▶ **Given task**
Make an exact transcription of the material, leaving out all images.

──────────────────────────────

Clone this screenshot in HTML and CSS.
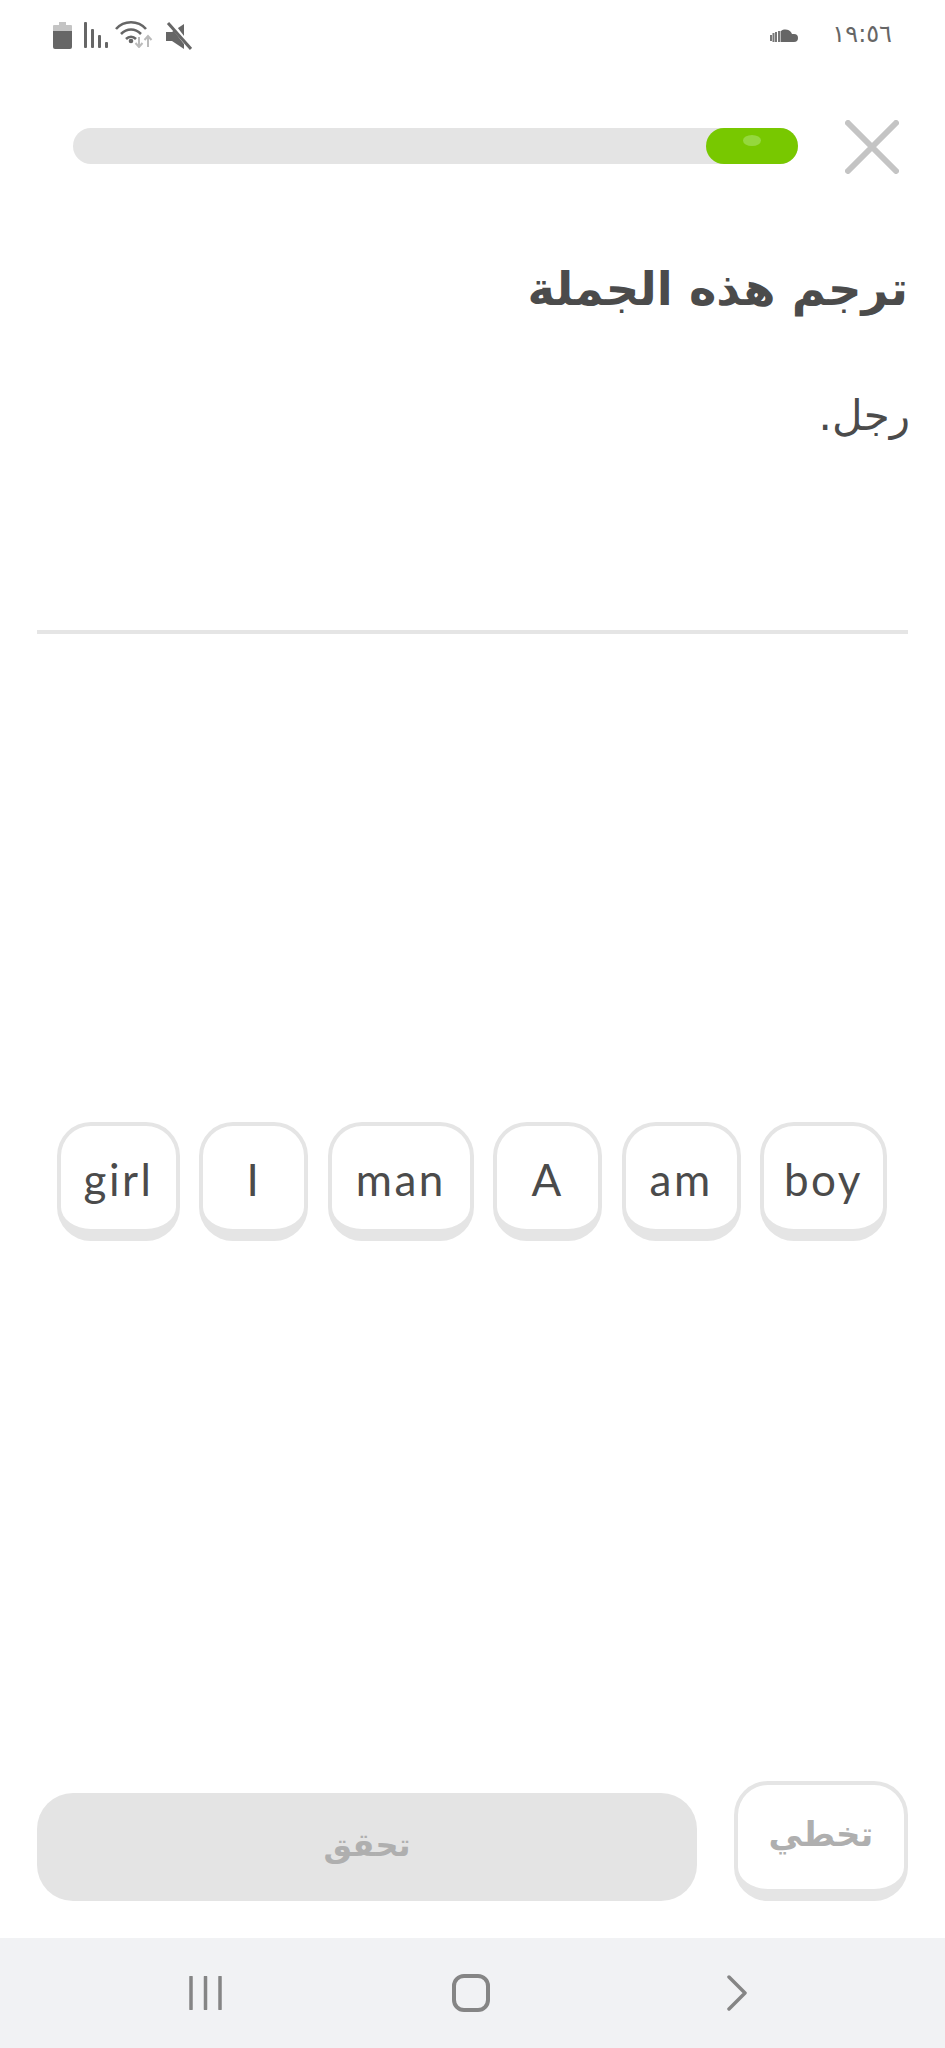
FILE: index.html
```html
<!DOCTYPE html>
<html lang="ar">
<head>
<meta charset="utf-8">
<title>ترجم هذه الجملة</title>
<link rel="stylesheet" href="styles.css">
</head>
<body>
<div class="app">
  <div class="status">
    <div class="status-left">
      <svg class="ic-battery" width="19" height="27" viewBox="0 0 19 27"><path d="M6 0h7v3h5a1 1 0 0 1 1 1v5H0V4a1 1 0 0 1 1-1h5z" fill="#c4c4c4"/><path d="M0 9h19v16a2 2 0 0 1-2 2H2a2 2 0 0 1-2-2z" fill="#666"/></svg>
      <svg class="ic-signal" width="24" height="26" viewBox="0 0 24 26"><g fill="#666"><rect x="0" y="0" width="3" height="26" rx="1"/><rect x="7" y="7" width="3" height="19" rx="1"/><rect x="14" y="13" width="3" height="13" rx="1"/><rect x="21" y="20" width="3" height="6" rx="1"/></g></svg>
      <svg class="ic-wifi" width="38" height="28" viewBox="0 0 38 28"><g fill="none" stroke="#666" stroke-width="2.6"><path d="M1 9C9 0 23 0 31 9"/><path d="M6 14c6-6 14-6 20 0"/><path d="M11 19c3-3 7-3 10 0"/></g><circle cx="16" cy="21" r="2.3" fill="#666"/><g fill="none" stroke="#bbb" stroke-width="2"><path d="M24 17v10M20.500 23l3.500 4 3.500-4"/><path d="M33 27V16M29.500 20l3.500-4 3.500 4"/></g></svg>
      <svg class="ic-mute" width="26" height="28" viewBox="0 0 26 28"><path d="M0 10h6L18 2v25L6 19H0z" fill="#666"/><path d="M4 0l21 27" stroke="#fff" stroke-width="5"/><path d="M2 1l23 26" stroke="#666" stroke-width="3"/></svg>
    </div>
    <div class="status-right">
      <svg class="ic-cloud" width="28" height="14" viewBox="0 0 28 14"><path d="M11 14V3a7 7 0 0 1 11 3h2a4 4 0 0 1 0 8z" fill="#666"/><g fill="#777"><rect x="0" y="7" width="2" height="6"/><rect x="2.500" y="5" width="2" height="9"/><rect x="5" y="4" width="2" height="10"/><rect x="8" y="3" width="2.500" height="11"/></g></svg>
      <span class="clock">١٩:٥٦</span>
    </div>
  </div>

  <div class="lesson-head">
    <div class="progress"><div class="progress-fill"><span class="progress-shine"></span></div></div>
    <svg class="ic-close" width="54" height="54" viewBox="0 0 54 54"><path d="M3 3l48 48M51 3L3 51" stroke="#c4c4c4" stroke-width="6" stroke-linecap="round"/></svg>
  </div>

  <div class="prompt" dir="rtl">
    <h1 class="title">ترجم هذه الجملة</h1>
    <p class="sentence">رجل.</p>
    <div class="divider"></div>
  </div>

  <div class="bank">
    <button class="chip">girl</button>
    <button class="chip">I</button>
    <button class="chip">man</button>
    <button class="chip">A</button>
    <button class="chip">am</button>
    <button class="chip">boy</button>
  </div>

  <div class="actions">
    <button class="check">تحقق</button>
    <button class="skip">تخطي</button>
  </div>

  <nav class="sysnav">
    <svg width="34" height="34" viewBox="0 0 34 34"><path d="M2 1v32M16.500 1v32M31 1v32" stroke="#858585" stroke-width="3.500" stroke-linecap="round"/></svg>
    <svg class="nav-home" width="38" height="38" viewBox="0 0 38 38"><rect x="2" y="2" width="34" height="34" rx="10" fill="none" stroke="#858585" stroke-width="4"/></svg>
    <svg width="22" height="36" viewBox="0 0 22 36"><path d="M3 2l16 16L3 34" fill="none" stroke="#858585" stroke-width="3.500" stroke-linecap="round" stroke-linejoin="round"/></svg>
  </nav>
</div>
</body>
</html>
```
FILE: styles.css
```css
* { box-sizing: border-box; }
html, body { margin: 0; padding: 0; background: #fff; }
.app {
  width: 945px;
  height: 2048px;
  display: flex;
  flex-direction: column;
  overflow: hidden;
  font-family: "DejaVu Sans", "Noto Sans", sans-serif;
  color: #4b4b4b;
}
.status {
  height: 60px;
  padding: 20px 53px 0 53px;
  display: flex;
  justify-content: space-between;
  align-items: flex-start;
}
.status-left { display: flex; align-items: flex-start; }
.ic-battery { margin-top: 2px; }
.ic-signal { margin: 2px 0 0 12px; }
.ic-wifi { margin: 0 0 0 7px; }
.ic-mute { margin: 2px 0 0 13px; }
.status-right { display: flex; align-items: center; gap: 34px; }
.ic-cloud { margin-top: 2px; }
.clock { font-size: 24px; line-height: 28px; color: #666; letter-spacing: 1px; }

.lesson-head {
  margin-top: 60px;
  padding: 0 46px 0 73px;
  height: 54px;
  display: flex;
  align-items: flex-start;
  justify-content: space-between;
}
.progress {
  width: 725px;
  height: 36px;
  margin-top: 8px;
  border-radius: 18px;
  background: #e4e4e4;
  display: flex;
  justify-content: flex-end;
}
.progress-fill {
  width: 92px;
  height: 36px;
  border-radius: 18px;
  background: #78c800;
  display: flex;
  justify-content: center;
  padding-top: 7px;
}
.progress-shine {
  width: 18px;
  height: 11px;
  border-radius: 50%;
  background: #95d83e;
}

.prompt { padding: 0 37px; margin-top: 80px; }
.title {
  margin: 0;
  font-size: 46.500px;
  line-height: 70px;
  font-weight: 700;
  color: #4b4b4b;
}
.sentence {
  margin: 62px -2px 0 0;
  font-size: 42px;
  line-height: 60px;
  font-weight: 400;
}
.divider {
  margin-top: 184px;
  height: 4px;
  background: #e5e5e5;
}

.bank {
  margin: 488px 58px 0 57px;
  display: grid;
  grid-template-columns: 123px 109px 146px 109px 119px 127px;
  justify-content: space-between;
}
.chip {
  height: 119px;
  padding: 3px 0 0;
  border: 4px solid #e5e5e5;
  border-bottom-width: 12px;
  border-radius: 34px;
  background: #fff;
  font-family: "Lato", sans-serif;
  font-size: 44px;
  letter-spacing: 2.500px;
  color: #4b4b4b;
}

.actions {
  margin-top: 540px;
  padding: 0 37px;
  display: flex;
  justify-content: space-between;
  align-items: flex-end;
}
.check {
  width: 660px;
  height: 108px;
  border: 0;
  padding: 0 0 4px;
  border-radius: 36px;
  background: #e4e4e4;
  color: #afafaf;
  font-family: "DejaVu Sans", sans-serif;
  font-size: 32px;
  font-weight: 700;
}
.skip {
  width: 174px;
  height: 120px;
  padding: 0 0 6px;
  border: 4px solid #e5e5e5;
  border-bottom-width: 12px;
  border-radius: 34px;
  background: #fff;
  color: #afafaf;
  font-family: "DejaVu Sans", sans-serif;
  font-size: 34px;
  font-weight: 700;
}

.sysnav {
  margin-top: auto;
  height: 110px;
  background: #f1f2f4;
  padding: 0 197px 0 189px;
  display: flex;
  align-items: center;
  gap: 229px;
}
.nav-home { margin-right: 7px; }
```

──────────────────────────────

▶ **Completed task**
Clone this screenshot in HTML and CSS.
FILE: index.html
```html
<!DOCTYPE html>
<html lang="ar">
<head>
<meta charset="utf-8">
<title>ترجم هذه الجملة</title>
<link rel="stylesheet" href="styles.css">
</head>
<body>
<div class="app">
  <div class="status">
    <div class="status-left">
      <svg class="ic-battery" width="19" height="27" viewBox="0 0 19 27"><path d="M6 0h7v3h5a1 1 0 0 1 1 1v5H0V4a1 1 0 0 1 1-1h5z" fill="#c4c4c4"/><path d="M0 9h19v16a2 2 0 0 1-2 2H2a2 2 0 0 1-2-2z" fill="#666"/></svg>
      <svg class="ic-signal" width="24" height="26" viewBox="0 0 24 26"><g fill="#666"><rect x="0" y="0" width="3" height="26" rx="1"/><rect x="7" y="7" width="3" height="19" rx="1"/><rect x="14" y="13" width="3" height="13" rx="1"/><rect x="21" y="20" width="3" height="6" rx="1"/></g></svg>
      <svg class="ic-wifi" width="38" height="28" viewBox="0 0 38 28"><g fill="none" stroke="#666" stroke-width="2.6"><path d="M1 9C9 0 23 0 31 9"/><path d="M6 14c6-6 14-6 20 0"/><path d="M11 19c3-3 7-3 10 0"/></g><circle cx="16" cy="21" r="2.3" fill="#666"/><g fill="none" stroke="#bbb" stroke-width="2"><path d="M24 17v10M20.500 23l3.500 4 3.500-4"/><path d="M33 27V16M29.500 20l3.500-4 3.500 4"/></g></svg>
      <svg class="ic-mute" width="26" height="28" viewBox="0 0 26 28"><path d="M0 10h6L18 2v25L6 19H0z" fill="#666"/><path d="M4 0l21 27" stroke="#fff" stroke-width="5"/><path d="M2 1l23 26" stroke="#666" stroke-width="3"/></svg>
    </div>
    <div class="status-right">
      <svg class="ic-cloud" width="28" height="14" viewBox="0 0 28 14"><path d="M11 14V3a7 7 0 0 1 11 3h2a4 4 0 0 1 0 8z" fill="#666"/><g fill="#777"><rect x="0" y="7" width="2" height="6"/><rect x="2.500" y="5" width="2" height="9"/><rect x="5" y="4" width="2" height="10"/><rect x="8" y="3" width="2.500" height="11"/></g></svg>
      <span class="clock">١٩:٥٦</span>
    </div>
  </div>

  <div class="lesson-head">
    <div class="progress"><div class="progress-fill"><span class="progress-shine"></span></div></div>
    <svg class="ic-close" width="54" height="54" viewBox="0 0 54 54"><path d="M3 3l48 48M51 3L3 51" stroke="#c4c4c4" stroke-width="6" stroke-linecap="round"/></svg>
  </div>

  <div class="prompt" dir="rtl">
    <h1 class="title">ترجم هذه الجملة</h1>
    <p class="sentence">رجل.</p>
    <div class="divider"></div>
  </div>

  <div class="bank">
    <button class="chip">girl</button>
    <button class="chip">I</button>
    <button class="chip">man</button>
    <button class="chip">A</button>
    <button class="chip">am</button>
    <button class="chip">boy</button>
  </div>

  <div class="actions">
    <button class="check">تحقق</button>
    <button class="skip">تخطي</button>
  </div>

  <nav class="sysnav">
    <svg width="34" height="34" viewBox="0 0 34 34"><path d="M2 1v32M16.500 1v32M31 1v32" stroke="#858585" stroke-width="3.500" stroke-linecap="round"/></svg>
    <svg class="nav-home" width="38" height="38" viewBox="0 0 38 38"><rect x="2" y="2" width="34" height="34" rx="10" fill="none" stroke="#858585" stroke-width="4"/></svg>
    <svg width="22" height="36" viewBox="0 0 22 36"><path d="M3 2l16 16L3 34" fill="none" stroke="#858585" stroke-width="3.500" stroke-linecap="round" stroke-linejoin="round"/></svg>
  </nav>
</div>
</body>
</html>
```
FILE: styles.css
```css
* { box-sizing: border-box; }
html, body { margin: 0; padding: 0; background: #fff; }
.app {
  width: 945px;
  height: 2048px;
  display: flex;
  flex-direction: column;
  overflow: hidden;
  font-family: "DejaVu Sans", "Noto Sans", sans-serif;
  color: #4b4b4b;
}
.status {
  height: 60px;
  padding: 20px 53px 0 53px;
  display: flex;
  justify-content: space-between;
  align-items: flex-start;
}
.status-left { display: flex; align-items: flex-start; }
.ic-battery { margin-top: 2px; }
.ic-signal { margin: 2px 0 0 12px; }
.ic-wifi { margin: 0 0 0 7px; }
.ic-mute { margin: 2px 0 0 13px; }
.status-right { display: flex; align-items: center; gap: 34px; }
.ic-cloud { margin-top: 2px; }
.clock { font-size: 24px; line-height: 28px; color: #666; letter-spacing: 1px; }

.lesson-head {
  margin-top: 60px;
  padding: 0 46px 0 73px;
  height: 54px;
  display: flex;
  align-items: flex-start;
  justify-content: space-between;
}
.progress {
  width: 725px;
  height: 36px;
  margin-top: 8px;
  border-radius: 18px;
  background: #e4e4e4;
  display: flex;
  justify-content: flex-end;
}
.progress-fill {
  width: 92px;
  height: 36px;
  border-radius: 18px;
  background: #78c800;
  display: flex;
  justify-content: center;
  padding-top: 7px;
}
.progress-shine {
  width: 18px;
  height: 11px;
  border-radius: 50%;
  background: #95d83e;
}

.prompt { padding: 0 37px; margin-top: 80px; }
.title {
  margin: 0;
  font-size: 46.500px;
  line-height: 70px;
  font-weight: 700;
  color: #4b4b4b;
}
.sentence {
  margin: 62px -2px 0 0;
  font-size: 42px;
  line-height: 60px;
  font-weight: 400;
}
.divider {
  margin-top: 184px;
  height: 4px;
  background: #e5e5e5;
}

.bank {
  margin: 488px 58px 0 57px;
  display: grid;
  grid-template-columns: 123px 109px 146px 109px 119px 127px;
  justify-content: space-between;
}
.chip {
  height: 119px;
  padding: 3px 0 0;
  border: 4px solid #e5e5e5;
  border-bottom-width: 12px;
  border-radius: 34px;
  background: #fff;
  font-family: "Lato", sans-serif;
  font-size: 44px;
  letter-spacing: 2.500px;
  color: #4b4b4b;
}

.actions {
  margin-top: 540px;
  padding: 0 37px;
  display: flex;
  justify-content: space-between;
  align-items: flex-end;
}
.check {
  width: 660px;
  height: 108px;
  border: 0;
  padding: 0 0 4px;
  border-radius: 36px;
  background: #e4e4e4;
  color: #afafaf;
  font-family: "DejaVu Sans", sans-serif;
  font-size: 32px;
  font-weight: 700;
}
.skip {
  width: 174px;
  height: 120px;
  padding: 0 0 6px;
  border: 4px solid #e5e5e5;
  border-bottom-width: 12px;
  border-radius: 34px;
  background: #fff;
  color: #afafaf;
  font-family: "DejaVu Sans", sans-serif;
  font-size: 34px;
  font-weight: 700;
}

.sysnav {
  margin-top: auto;
  height: 110px;
  background: #f1f2f4;
  padding: 0 197px 0 189px;
  display: flex;
  align-items: center;
  gap: 229px;
}
.nav-home { margin-right: 7px; }
```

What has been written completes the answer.